JOIN clause
Back to DuckDB Data Engineering Glossary
Overview
A JOIN
clause combines rows from two or more tables based on a related column between them. It's one of the most fundamental operations in SQL, allowing you to bring together data that has been normalized across different tables. Think of it like connecting puzzle pieces - each table holds part of the information, and the join brings those pieces together into a complete picture.
NOTEThis is an overview. If you want to understand the details of how joins work in DuckDB, check out Chapter 3 in the free DuckDB in Action book.
Basic Syntax
The most common join syntax in DuckDB follows this pattern:
Copy code
SELECT * FROM table1
JOIN table2 ON table1.column = table2.column
Join Types in DuckDB SQL
Inner Join (default)
An inner join combines rows from two or more tables based on a matching condition, keeping only the rows where there is a match in both tables. Think of it like a Venn diagram - it returns just the overlapping part.
Copy code
SELECT orders.id, customers.name
FROM orders
JOIN customers ON orders.customer_id = customers.id
Left Outer Join
A left outer join returns all records from the left table (the first one mentioned) and only matching records from the right table. If there's no match in the right table, the result will contain NULL values for those columns.

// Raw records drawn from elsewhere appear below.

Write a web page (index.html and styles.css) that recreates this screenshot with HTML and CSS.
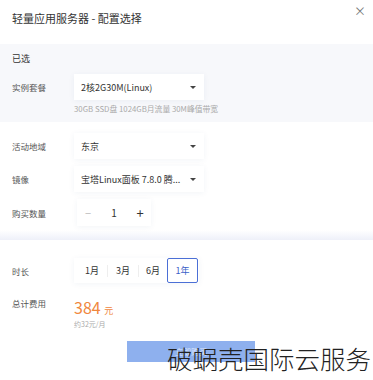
FILE: index.html
```html
<!DOCTYPE html>
<html>
<head>
    <meta charset="utf-8">
    <title>配置选择</title>
    <link rel="stylesheet" href="styles.css">
</head>
<body>
<div class="dialog">
    <div class="dialog-header">
        <h1>轻量应用服务器 - 配置选择</h1>
        <span class="close">&times;</span>
    </div>
    <div class="selected">
        <div class="selected-title">已选</div>
        <div class="row">
            <span class="label">实例套餐</span>
            <div class="select">2核2G30M(Linux)<span class="caret"></span></div>
        </div>
        <div class="hint">30GB SSD盘 1024GB月流量 30M峰值带宽</div>
    </div>
    <div class="options">
        <div class="row">
            <span class="label">活动地域</span>
            <div class="select">东京<span class="caret"></span></div>
        </div>
        <div class="row">
            <span class="label">镜像</span>
            <div class="select">宝塔Linux面板 7.8.0 腾...<span class="caret"></span></div>
        </div>
        <div class="row">
            <span class="label">购买数量</span>
            <div class="stepper">
                <span class="step minus">&minus;</span>
                <span class="count">1</span>
                <span class="step plus">+</span>
            </div>
        </div>
    </div>
    <div class="divider"></div>
    <div class="summary">
        <div class="row">
            <span class="label">时长</span>
            <div class="periods">
                <span class="period">1月</span>
                <span class="period">3月</span>
                <span class="period">6月</span>
                <span class="period active">1年</span>
            </div>
        </div>
        <div class="row price-row">
            <span class="label">总计费用</span>
            <div class="price">
                <div><span class="amount">384</span> <span class="unit">元</span></div>
                <div class="monthly">约32元/月</div>
            </div>
        </div>
    </div>
    <div class="footer">
        <button class="buy-btn">立即购买</button>
    </div>
    <div class="watermark">破蜗壳国际云服务</div>
</div>
</body>
</html>
```
FILE: styles.css
```css
body {
    margin: 0;
    font-family: "Noto Sans CJK SC", "Noto Sans", sans-serif;
    background: #fff;
    color: #333;
}
.dialog {
    position: relative;
    width: 373px;
    height: 380px;
    overflow: hidden;
}
.dialog-header {
    height: 44px;
    display: flex;
    justify-content: space-between;
    padding: 0 7px 0 12px;
}
.dialog-header h1 {
    margin: 10px 0 0;
    font-size: 11px;
    font-weight: normal;
    color: #333;
    line-height: 16px;
}
.close {
    font-size: 12px;
    color: #777;
    line-height: 14px;
    margin-top: 4px;
}
.selected {
    background: #f7f8fb;
    padding: 8px 12px 6px;
    height: 64px;
}
.selected-title {
    font-size: 9px;
    line-height: 14px;
    margin-bottom: 8px;
}
.row {
    display: flex;
    align-items: center;
}
.label {
    width: 62px;
    font-size: 8.5px;
    color: #555;
    white-space: nowrap;
}
.select {
    width: 115px;
    height: 26px;
    background: #fff;
    box-shadow: 0 1px 6px rgba(40, 60, 120, 0.06);
    display: flex;
    align-items: center;
    justify-content: space-between;
    padding: 0 8px 0 7px;
    font-size: 9px;
    color: #333;
    white-space: nowrap;
}
.caret {
    flex: none;
    width: 0;
    height: 0;
    border-left: 3px solid transparent;
    border-right: 3px solid transparent;
    border-top: 3px solid #444;
}
.hint {
    margin: 4px 0 0 62px;
    font-size: 7.8px;
    color: #aaa;
    line-height: 10px;
    white-space: nowrap;
}
.options {
    padding: 11px 12px 0;
    height: 97px;
    display: flex;
    flex-direction: column;
    gap: 7px;
}
.stepper {
    width: 74px;
    height: 27px;
    margin-left: 3px;
    display: flex;
    align-items: center;
    justify-content: space-between;
    box-shadow: 0 1px 6px rgba(40, 60, 120, 0.06);
    font-size: 11px;
}
.step {
    width: 22px;
    text-align: center;
}
.minus {
    color: #bbb;
}
.plus {
    color: #333;
    font-size: 13px;
}
.count {
    font-size: 10px;
}
.divider {
    height: 10px;
    background: linear-gradient(#fff, #eef0f9);
}
.summary {
    padding: 18px 12px 0;
}
.periods {
    display: flex;
    align-items: center;
    height: 25px;
    box-shadow: 0 1px 6px rgba(40, 60, 120, 0.06);
    padding: 0 1px 0 3px;
}
.period {
    width: 30px;
    text-align: center;
    font-size: 9px;
    color: #333;
    line-height: 12px;
    border-right: 1px solid #eee;
}
.period:nth-child(3) {
    border-right: none;
    width: 28px;
}
.period.active {
    width: 29px;
    height: 23px;
    line-height: 23px;
    border: 1px solid #4b6fd6;
    border-radius: 2px;
    color: #3b5fc8;
}
.price-row {
    margin-top: 12px;
    align-items: flex-start;
}
.price-row .label {
    margin-top: 2px;
}
.amount {
    font-size: 16px;
    color: #f0873d;
    line-height: 18px;
}
.unit {
    font-size: 9px;
    color: #f0873d;
}
.monthly {
    font-size: 7px;
    color: #aaa;
    line-height: 10px;
}
.footer {
    padding: 12px 0 0 127px;
}
.buy-btn {
    display: block;
    width: 128px;
    height: 21px;
    border: none;
    background: #8eb0ee;
    color: #dfe8fb;
    font-size: 8px;
    font-family: inherit;
}
.watermark {
    position: absolute;
    left: 167px;
    top: 341px;
    font-size: 25.5px;
    font-weight: 300;
    color: #222;
    line-height: 34px;
}
```
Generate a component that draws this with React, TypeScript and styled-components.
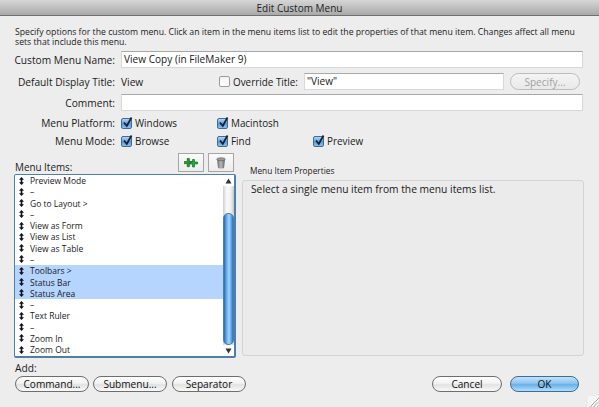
import React from "react";
import styled, { createGlobalStyle } from "styled-components";

const Global = createGlobalStyle`
  html, body { margin: 0; padding: 0; background: #ededed; }
  body { font-family: "Open Sans", "DejaVu Sans", sans-serif; color: #1a1a1a; }
  * { box-sizing: border-box; }
`;

const Window = styled.div`
  width: 599px; height: 407px; background: #ededed; position: relative; overflow: hidden;
  display: flex; flex-direction: column;
`;
const TitleBar = styled.div`
  height: 16px; flex: none;
  background: linear-gradient(#d6d6d6, #a9a9a9);
  border-bottom: 1px solid #6f6f6f;
  display: flex; align-items: center; justify-content: center;
  font-size: 10px; color: #222;
`;
const Body = styled.div`
  flex: 1; padding: 11px 15px 0 15px; display: flex; flex-direction: column;
`;
const Intro = styled.p`
  margin: 0; font-size: 8.7px; line-height: 10px; height: 20px; white-space: nowrap;
`;
const FormRow = styled.div<{ $h: number; $top?: number }>`
  display: flex; align-items: center; height: ${p => p.$h}px; margin-top: ${p => p.$top ?? 0}px;
`;
const Label = styled.div`
  width: 100px; flex: none; text-align: right; font-size: 10.2px; white-space: nowrap;
  display: flex; justify-content: flex-end;
`;
const Value = styled.div`
  margin-left: 6px; flex: none; font-size: 10.2px; width: 98px;
`;
const Input = styled.div<{ $w: number; $ml?: number }>`
  width: ${p => p.$w}px; height: 17px; margin-left: ${p => p.$ml ?? 6}px; flex: none;
  background: #fff; border: 1px solid #d8d8d8; border-top: 1px solid #a8a8a8;
  font-size: 10.1px; line-height: 15px; padding-left: 2px;
`;
const Check = styled.span<{ $on?: boolean }>`
  display: inline-flex; align-items: center; justify-content: center; flex: none;
  width: 11px; height: 11px; border-radius: 2px; position: relative;
  border: 1px solid ${p => (p.$on ? "#3f6c95" : "#9b9b9b")};
  background: ${p => (p.$on ? "linear-gradient(#b6d4ee, #5a9bd8 55%, #8ec0ea)" : "linear-gradient(#f2f2f2, #fff)")};
`;
const CheckField = styled.label<{ $w: number; $ml?: number }>`
  display: flex; align-items: center; gap: 3px; width: ${p => p.$w}px; font-size: 9.9px; flex: none;
  margin-left: ${p => p.$ml ?? 0}px;
`;
const TickMark = styled.svg`
  position: absolute; left: -1px; top: -3px;
`;
const Tick = () => (
  <TickMark width="13" height="13" viewBox="0 0 13 13">
    <path d="M3 6.5 L5.8 10 L10.5 1.5" fill="none" stroke="#12233a" strokeWidth="1.8" />
  </TickMark>
);
const Box = ({ label, w, ml, on = true }: { label: string; w: number; ml?: number; on?: boolean }) => (
  <CheckField $w={w} $ml={ml}>
    <Check $on={on}>{on && <Tick />}</Check>
    {label}
  </CheckField>
);
const Pill = styled.div<{ $w: number; $h?: number; $kind?: string; $ml?: number }>`
  width: ${p => p.$w}px; height: ${p => p.$h ?? 16}px; border-radius: 9px; flex: none;
  margin-left: ${p => p.$ml ?? 0}px;
  display: flex; align-items: center; justify-content: center; font-size: 10.1px;
  border: 1px solid ${p => (p.$kind === "ok" ? "#3d6d96" : p.$kind === "off" ? "#bdbdbd" : "#6e6e6e")};
  color: ${p => (p.$kind === "off" ? "#a2a2a2" : "#111")};
  background: ${p =>
    p.$kind === "ok"
      ? "linear-gradient(#c4e2f9 0%, #8cc4ef 45%, #69b0ea 55%, #b4e0fb 100%)"
      : p.$kind === "off"
      ? "linear-gradient(#f4f4f4, #e9e9e9)"
      : "linear-gradient(#ffffff 0%, #f2f2f2 45%, #e2e2e2 55%, #fafafa 100%)"};
`;
const Main = styled.div`
  display: flex; margin-top: 5px; height: 203px;
`;
const Left = styled.div`
  width: 222px; flex: none; display: flex; flex-direction: column; margin-left: -1px;
`;
const ListHead = styled.div`
  height: 21px; display: flex; align-items: flex-end; font-size: 9.9px; padding-left: 1px;
`;
const IconBtn = styled.div<{ $ml: number }>`
  width: 26px; height: 19px; margin-left: ${p => p.$ml}px; margin-bottom: 2px;
  border: 1px solid #a5a5a5; background: linear-gradient(#fafafa, #ececec);
  display: flex; align-items: center; justify-content: center;
`;
const HeadLabel = styled.span`
  width: 163px; flex: none;
`;
const ListBox = styled.div`
  width: 222px; height: 184px; flex: none; border: 1px solid #4f7fa6; border-width: 1px 2px 2px 1px;
  border-radius: 2px; background: #fff; display: flex; overflow: hidden;
`;
const Rows = styled.div`
  flex: 1; overflow: hidden;
`;
const ItemRow = styled.div<{ $sel?: boolean }>`
  height: 11.27px; display: flex; align-items: center; font-size: 8.5px; line-height: 11px; white-space: nowrap;
  background: ${p => (p.$sel ? "#b5d5ff" : "transparent")}; padding-left: 4px;
`;
const ItemText = styled.span`
  margin-left: 6px;
`;
const HandleIcon = styled.svg`
  flex: none;
`;
const Scroll = styled.div`
  width: 11px; flex: none; display: flex; flex-direction: column; align-items: stretch;
  background: linear-gradient(90deg, #d4d4d4, #fff 40%, #f6f6f6 70%, #cfcfcf);
`;
const ArrowCell = styled.div`
  height: 11px; flex: none; background: #fff; display: flex; align-items: center; justify-content: center;
  font-size: 0;
`;
const TrackCap = styled.div`
  flex: none; height: 26px; margin-top: 1px; border-radius: 6px 6px 0 0;
  background: linear-gradient(90deg, #cfcfcf, #fafafa 35%, #f0f0f0 70%, #c6c6c6);
`;
const Thumb = styled.div`
  flex: none; height: 132px; border-radius: 5px;
  background: linear-gradient(90deg, #2a69b4, #66aeee 30%, #a6d6fa 55%, #4f9ae6 85%, #2e6fbb);
  border: 1px solid #4d7ea8;
`;
const TrackEnd = styled.div`
  flex: 1;
`;
const Panel = styled.div`
  margin-left: 6px; width: 342px; display: flex; flex-direction: column; padding-top: 12px;
`;
const Legend = styled.div`
  font-size: 8.3px; height: 11px; line-height: 11px; padding-left: 8px; white-space: nowrap;
`;
const PanelBox = styled.div`
  height: 182px; margin-top: 4px; border: 1px solid #d3d3d3; border-radius: 3px; background: #ebebeb;
  font-size: 10.25px; padding: 1px 8px; white-space: nowrap;
`;
const AddLabel = styled.div`
  font-size: 10.2px; margin-top: 6px; height: 12px; line-height: 12px;
`;
const Footer = styled.div`
  display: flex; margin-top: 2px; align-items: center;
`;
const Grip = styled.div`
  position: absolute; right: 0; bottom: 0; width: 11px; height: 11px; background: #f6f6f6;
  display: flex;
`;

const Handle = () => (
  <HandleIcon width="5" height="8" viewBox="0 0 5 8">
    <path d="M2.5 0 L5 2.8 H0 Z M2.500 8 L0 5.200 H5 Z" fill="#111" />
    <rect x="1.700" y="2" width="1.600" height="4" fill="#111" />
  </HandleIcon>
);
const items: [string, boolean?][] = [
  ["Preview Mode"], ["–"], ["Go to Layout >"], ["–"], ["View as Form"], ["View as List"], ["View as Table"], ["–"],
  ["Toolbars >", true], ["Status Bar", true], ["Status Area", true], ["–"], ["Text Ruler"], ["–"], ["Zoom In"], ["Zoom Out"],
];

export default function App() {
  return (
    <Window>
      <Global />
      <TitleBar>Edit Custom Menu</TitleBar>
      <Body>
        <Intro>
          Specify options for the custom menu. Click an item in the menu items list to edit the properties of that menu item. Changes affect all menu
          <br />
          sets that include this menu.
        </Intro>
        <FormRow $h={17} $top={4}>
          <Label>Custom Menu Name:</Label>
          <Input $w={462}>View Copy (in FileMaker 9)</Input>
        </FormRow>
        <FormRow $h={17} $top={5}>
          <Label>Default Display Title:</Label>
          <Value>View</Value>
          <Box label="Override Title:" w={85} on={false} />
          <Input $w={200} $ml={0}>"View"</Input>
          <Pill $w={70} $h={17} $kind="off" $ml={6}>Specify...</Pill>
        </FormRow>
        <FormRow $h={17} $top={4}>
          <Label>Comment:</Label>
          <Input $w={462} />
        </FormRow>
        <FormRow $h={14} $top={5}>
          <Label>Menu Platform:</Label>
          <Box label="Windows" w={96} ml={6} />
          <Box label="Macintosh" w={90} />
        </FormRow>
        <FormRow $h={14} $top={4}>
          <Label>Menu Mode:</Label>
          <Box label="Browse" w={96} ml={6} />
          <Box label="Find" w={96} />
          <Box label="Preview" w={80} />
        </FormRow>
        <Main>
          <Left>
            <ListHead>
              <HeadLabel>Menu Items:</HeadLabel>
              <IconBtn $ml={0}>
                <svg width="14" height="12" viewBox="0 0 14 12">
                  <path d="M3.2 1.5h2.2v3h3v2.2h-3v3H3.200v-3h-3V4.500h3z" fill="#17a02b" stroke="#0b5a18" strokeWidth=".6" />
                  <path d="M8.500 2.500h2v2.500h3v2h-3v3h-2V7h-2.500V5h2.500z" fill="#1db336" stroke="#0b5a18" strokeWidth=".6" />
                </svg>
              </IconBtn>
              <IconBtn $ml={4}>
                <svg width="10" height="12" viewBox="0 0 10 12">
                  <defs>
                    <linearGradient id="can" x1="0" x2="1" y1="0" y2="0">
                      <stop offset="0" stopColor="#6a6a6a" />
                      <stop offset=".5" stopColor="#b8b8b8" />
                      <stop offset="1" stopColor="#5e5e5e" />
                    </linearGradient>
                  </defs>
                  <path d="M1 2.500 L2 11 Q5 12 8 11 L9 2.500Z" fill="url(#can)" />
                  <ellipse cx="5" cy="2.200" rx="4.300" ry="1.500" fill="#9a9a9a" stroke="#4e4e4e" strokeWidth=".5" />
                </svg>
              </IconBtn>
            </ListHead>
            <ListBox>
              <Rows>
                {items.map(([t, s], i) => (
                  <ItemRow key={i} $sel={s}>
                    <Handle />
                    <ItemText>{t}</ItemText>
                  </ItemRow>
                ))}
              </Rows>
              <Scroll>
                <ArrowCell>
                  <svg width="7" height="6" viewBox="0 0 7 6"><path d="M3.500 0.500L6.500 5.500H.5Z" fill="#333" /></svg>
                </ArrowCell>
                <TrackCap />
                <Thumb />
                <TrackEnd />
                <ArrowCell>
                  <svg width="7" height="6" viewBox="0 0 7 6"><path d="M3.500 5.500L.5 .5H6.500Z" fill="#333" /></svg>
                </ArrowCell>
              </Scroll>
            </ListBox>
          </Left>
          <Panel>
            <Legend>Menu Item Properties</Legend>
            <PanelBox>Select a single menu item from the menu items list.</PanelBox>
          </Panel>
        </Main>
        <AddLabel>Add:</AddLabel>
        <Footer>
          <Pill $w={74}>Command...</Pill>
          <Pill $w={74} $ml={4}>Submenu...</Pill>
          <Pill $w={74} $ml={5}>Separator</Pill>
          <Pill $w={70} $ml={186}>Cancel</Pill>
          <Pill $w={69} $ml={8} $kind="ok">OK</Pill>
        </Footer>
      </Body>
      <Grip>
        <svg width="11" height="11" viewBox="0 0 11 11">
          <path d="M2 11L11 2M5.500 11L11 5.500M9 11L11 9" stroke="#8f8f8f" strokeWidth=".8" />
        </svg>
      </Grip>
    </Window>
  );
}
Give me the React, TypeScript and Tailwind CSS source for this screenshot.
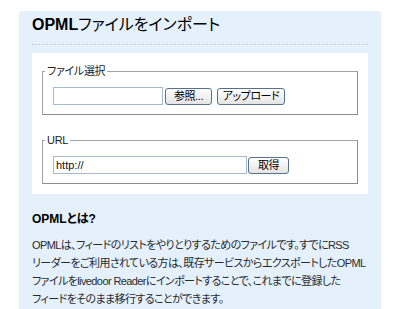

The Left Outer Join (LEFT JOIN
) is one of the most common types of joins in data analytics.
Copy code
SELECT products.name, reviews.rating
FROM products
LEFT JOIN reviews ON products.id = reviews.product_id
Right Outer Join
A right outer join is essentially the mirror image of a left outer join - it returns all records from the right table (the second one mentioned) and only matching records from the left table. If there's no match in the left table, NULL values are used for those columns.
Copy code
SELECT employees.name, departments.name
FROM employees
RIGHT JOIN departments ON employees.dept_id = departments.id
Full Outer Join
A full outer join (also called a full join) combines both left and right outer joins - it returns ALL records from BOTH tables. Where there are matches, it joins the data; where there's no match on either side, it fills in NULL values for the missing data.
Copy code
SELECT students.name, classes.name
FROM students
FULL OUTER JOIN classes ON students.class_id = classes.id
Cross Join (creates Cartesian product)
A cross join (also called a Cartesian join) creates a result set that combines every row from the first table with every row from the second table. It creates all possible combinations without any matching condition.
Copy code
SELECT employees.name, shifts.time
FROM employees
CROSS JOIN shifts
DuckDB-Specific Features
DuckDB includes special join types not commonly found in other databases:
ASOF Join
An ASOF (As-Of) join in DuckDB is a special type of join designed for time-series data that matches records based on the closest previous timestamp. It's particularly useful when working with data streams that have different sampling rates or when you need to align events with the most recent prior state.
Copy code
SELECT trades.price, quotes.bid
FROM trades
ASOF JOIN quotes ON trades.timestamp >= quotes.timestamp
Joining against files and subqueries
Additionally, DuckDB supports joining directly against files and subqueries without needing to create temporary tables first. For example:
Copy code
SELECT t1.*, t2.revenue
FROM 'sales.parquet' t1
JOIN (SELECT * FROM 'revenue.csv') t2 ON t1.id = t2.id
Performance Considerations
DuckDB automatically optimizes join operations using various strategies including hash joins and merge joins. Unlike some databases that require explicit join hints, DuckDB's query optimizer typically selects the most efficient join strategy based on the data characteristics and available indexes.